REQUIRED TASK: Everything from the first line of the data below through the line that contains "type Kind = 'line' | 'sub' | 'total'" should be written out exactly, please, and nothing more; the pictures stay out.
______________________________
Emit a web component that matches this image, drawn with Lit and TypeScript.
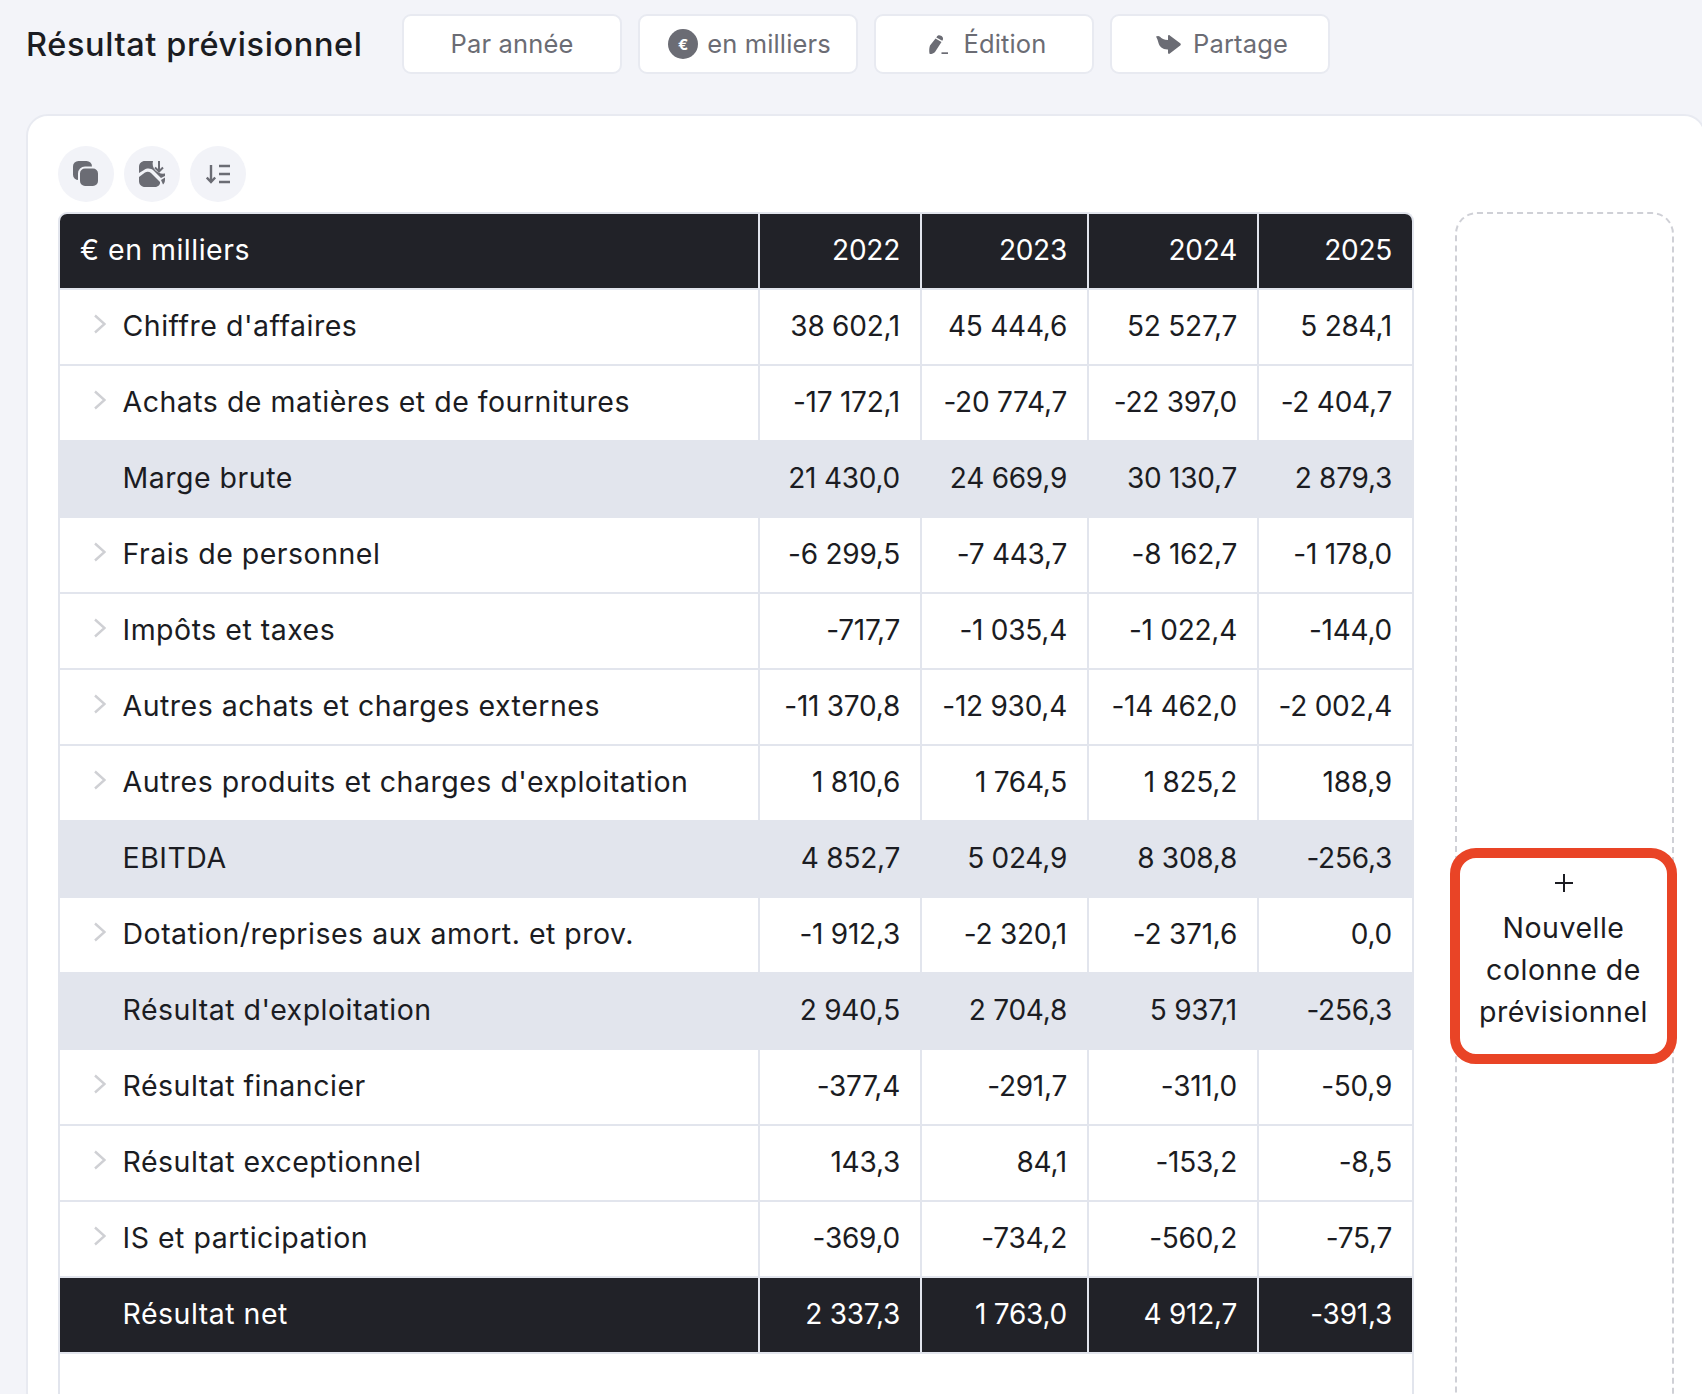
import { LitElement, css, html, svg } from 'lit'
import { customElement } from 'lit/decorators.js'

type Kind = 'line' | 'sub' | 'total'

interface Row {
  label: string
  kind: Kind
  values: string[]
}

const rows: Row[] = [
  { label: "Chiffre d'affaires", kind: 'line', values: ['38 602,1', '45 444,6', '52 527,7', '5 284,1'] },
  { label: 'Achats de matières et de fournitures', kind: 'line', values: ['-17 172,1', '-20 774,7', '-22 397,0', '-2 404,7'] },
  { label: 'Marge brute', kind: 'sub', values: ['21 430,0', '24 669,9', '30 130,7', '2 879,3'] },
  { label: 'Frais de personnel', kind: 'line', values: ['-6 299,5', '-7 443,7', '-8 162,7', '-1 178,0'] },
  { label: 'Impôts et taxes', kind: 'line', values: ['-717,7', '-1 035,4', '-1 022,4', '-144,0'] },
  { label: 'Autres achats et charges externes', kind: 'line', values: ['-11 370,8', '-12 930,4', '-14 462,0', '-2 002,4'] },
  { label: "Autres produits et charges d'exploitation", kind: 'line', values: ['1 810,6', '1 764,5', '1 825,2', '188,9'] },
  { label: 'EBITDA', kind: 'sub', values: ['4 852,7', '5 024,9', '8 308,8', '-256,3'] },
  { label: 'Dotation/reprises aux amort. et prov.', kind: 'line', values: ['-1 912,3', '-2 320,1', '-2 371,6', '0,0'] },
  { label: "Résultat d'exploitation", kind: 'sub', values: ['2 940,5', '2 704,8', '5 937,1', '-256,3'] },
  { label: 'Résultat financier', kind: 'line', values: ['-377,4', '-291,7', '-311,0', '-50,9'] },
  { label: 'Résultat exceptionnel', kind: 'line', values: ['143,3', '84,1', '-153,2', '-8,5'] },
  { label: 'IS et participation', kind: 'line', values: ['-369,0', '-734,2', '-560,2', '-75,7'] },
  { label: 'Résultat net', kind: 'total', values: ['2 337,3', '1 763,0', '4 912,7', '-391,3'] },
]

const years = ['2022', '2023', '2024', '2025']

const pencilIcon = svg`<svg class="pen-ic" width="19" height="19" viewBox="0 0 19 19" fill="#6b6c74">
  <path d="M1 10.500L6.500 3.500l6 3.500L6 17c-1.500 1.500-4.500 2.500-5.200 2C0 18.500 0 13 1 10.500z"/>
  <path d="M7.800 1.800C8.500.3 10.200-.2 12 .8c1.800 1 2.500 2.700 1.700 4.200l-.4.8-6-3.300z"/>
  <rect x="12.500" y="17.300" width="6.500" height="1.700"/>
</svg>`

const shareIcon = svg`<svg class="share-ic" width="25" height="19" viewBox="0 0 25 19" fill="#6b6c74">
  <path d="M0 1.500C1.500.8 3 .8 4 1.800 5.500 3.500 8 5 12 5V1.200c0-1 1-1.400 1.800-.8l10.400 7.900c.8.600.8 1.700 0 2.300L13.800 18.600c-.8.600-1.800.2-1.800-.8v-3.300c-5.500.2-8.500-3-9.500-6.500C2 6 1.300 3.700 0 1.500z"/>
</svg>`

const copyIcon = svg`<svg width="26" height="26" viewBox="0 0 26 26">
  <rect x="0" y="0" width="19" height="19" rx="5.500" fill="#6b6c74"/>
  <rect x="6" y="6.500" width="20" height="19.500" rx="6" fill="#6b6c74" stroke="#f2f3f8" stroke-width="2"/>
</svg>`

const imageIcon = svg`<svg width="26" height="26" viewBox="0 0 26 26" fill="#6b6c74">
  <path d="M0 6C0 2.500 2.500 0 6 0h8c-1 3 0 7 2.500 9.500 2.500 2.500 5.500 3.500 9.500 3V15l-4 2-7-7c-3-3-7-3-10-1l-5 3z"/>
  <path d="M0 16l6-4.500c2-1 4-1 6 .5l9 9c.5 2.500-2 5-5 5H6c-3.500 0-6-2.500-6-6z"/>
  <path d="M22 19l4-2.500V19c0 2-1 3.500-2 4.500z"/>
  <path d="M20 0v10M16 6.500l4 4 4-4" fill="none" stroke="#6b6c74" stroke-width="2"/>
</svg>`

const sortIcon = svg`<svg width="24" height="20" viewBox="0 0 24 20" fill="none" stroke="#6b6c74" stroke-width="2.400">
  <path d="M5 1v17M.8 13.500L5 18l4.200-4.500"/>
  <path d="M13 2h11M13 10h11M13 18h11"/>
</svg>`

const chevron = svg`<svg class="chev" width="12" height="20" viewBox="0 0 12 20" fill="none" stroke="#cfd0d4" stroke-width="2.400">
  <path d="M1 1.500L10.500 10 1 18.500"/>
</svg>`

@customElement('app-root')
export class AppRoot extends LitElement {
  static styles = css`
    :host {
      display: block;
      width: 1702px;
      height: 1394px;
      overflow: hidden;
      background: #f3f4f9;
      font-family: Inter, 'Liberation Sans', sans-serif;
      color: #1b1c22;
    }

    .top {
      display: flex;
      align-items: center;
      padding: 14px 0 0 26px;
      height: 60px;
    }

    h1 {
      margin: 0;
      width: 376px;
      font-size: 32.500px;
      font-weight: 500;
      letter-spacing: 0.6px;
      white-space: nowrap;
    }

    .btns {
      display: flex;
      gap: 16px;
    }

    .btn {
      box-sizing: border-box;
      display: flex;
      align-items: center;
      justify-content: center;
      gap: 12px;
      width: 220px;
      height: 60px;
      padding-bottom: 2px;
      background: #fff;
      border: 2px solid #e8eaf1;
      border-radius: 9px;
      color: #6b6c74;
      font-size: 25.500px;
      letter-spacing: 0.15px;
    }

    .btn svg,
    .euro {
      flex: none;
      margin-top: 2px;
    }

    .pen-ic {
      margin-left: 8px;
    }

    .pen {
      margin-left: 3px;
    }

    .share-ic {
      margin-left: 4px;
    }

    .euro {
      display: flex;
      align-items: center;
      justify-content: center;
      width: 30px;
      height: 30px;
      margin: 2px -3px 0 3px;
      border-radius: 50%;
      background: #6b6c74;
      color: #fff;
      font-size: 15px;
      font-weight: 700;
    }

    .card {
      box-sizing: border-box;
      display: flex;
      flex-direction: column;
      gap: 10px;
      margin: 40px 0 0 26px;
      width: 1680px;
      height: 1300px;
      padding: 30px 0 0 30px;
      background: #fff;
      border: 2px solid #e8eaf1;
      border-radius: 22px;
    }

    .tools {
      display: flex;
      gap: 10px;
    }

    .tool {
      display: flex;
      align-items: center;
      justify-content: center;
      width: 56px;
      height: 56px;
      border-radius: 50%;
      background: #f2f3f8;
    }

    .body {
      display: flex;
      gap: 41px;
      align-items: stretch;
      flex: 1;
    }

    .table {
      box-sizing: border-box;
      width: 1356px;
      border: 2px solid #e2e5ed;
      border-bottom: 0;
      border-radius: 9px 9px 0 0;
      overflow: hidden;
      font-size: 28px;
    }

    .row {
      display: grid;
      grid-template-columns: 700px 162px 167px 170px 153px;
      height: 76px;
    }

    .cell {
      box-sizing: border-box;
      display: flex;
      align-items: center;
      justify-content: flex-end;
      padding: 0 20px 2px 0;
      border-right: 2px solid #e2e5ed;
      border-bottom: 2px solid #e2e5ed;
      white-space: nowrap;
      letter-spacing: -0.25px;
    }

    .cell:last-child {
      border-right: 0;
    }

    .name {
      justify-content: flex-start;
      padding: 0 0 4px 62.500px;
      position: relative;
      font-size: 28.500px;
      letter-spacing: 0.5px;
    }

    .chev {
      position: absolute;
      left: 34px;
      top: 24px;
    }

    .head .name {
      padding-left: 20px;
    }

    .head,
    .total {
      background: #212228;
      color: #fff;
    }

    .sub {
      background: #e2e5ed;
    }

    .add-col {
      box-sizing: border-box;
      display: flex;
      flex-direction: column;
      align-items: center;
      width: 219px;
      border: 2px dashed #cfd0d6;
      border-radius: 22px;
      padding-top: 634px;
      margin-bottom: -30px;
    }

    .add {
      box-sizing: border-box;
      flex: none;
      display: flex;
      flex-direction: column;
      align-items: center;
      justify-content: center;
      width: 227px;
      height: 216px;
      margin-left: -2px;
      padding-bottom: 6px;
      background: #fff;
      border: 10px solid #e94426;
      border-radius: 26px;
      font-size: 28.500px;
      letter-spacing: 0.5px;
      line-height: 42px;
      text-align: center;
    }

    .plus {
      margin-bottom: 15px;
    }
  `

  private renderRow(row: Row) {
    return html`
      <div class="row ${row.kind}">
        <div class="cell name">${row.kind === 'line' ? chevron : ''}${row.label}</div>
        ${row.values.map((v) => html`<div class="cell">${v}</div>`)}
      </div>
    `
  }

  render() {
    return html`
      <div class="top">
        <h1>Résultat prévisionnel</h1>
        <div class="btns">
          <div class="btn">Par année</div>
          <div class="btn"><span class="euro">€</span>en milliers</div>
          <div class="btn">${pencilIcon}<span class="pen">Édition</span></div>
          <div class="btn">${shareIcon}Partage</div>
        </div>
      </div>
      <div class="card">
        <div class="tools">
          <div class="tool">${copyIcon}</div>
          <div class="tool">${imageIcon}</div>
          <div class="tool">${sortIcon}</div>
        </div>
        <div class="body">
          <div class="table">
            <div class="row head">
              <div class="cell name">€ en milliers</div>
              ${years.map((y) => html`<div class="cell">${y}</div>`)}
            </div>
            ${rows.map((r) => this.renderRow(r))}
          </div>
          <div class="add-col">
            <div class="add">
              <svg class="plus" width="18" height="18" viewBox="0 0 18 18" stroke="#1b1c22" stroke-width="2"><path d="M9 0v18M0 9h18"/></svg>
              <span>Nouvelle<br />colonne de<br />prévisionnel</span>
            </div>
          </div>
        </div>
      </div>
    `
  }
}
______________________________
REPLY:
Emit a web component that matches this image, drawn with Lit and TypeScript.
import { LitElement, css, html, svg } from 'lit'
import { customElement } from 'lit/decorators.js'

type Kind = 'line' | 'sub' | 'total'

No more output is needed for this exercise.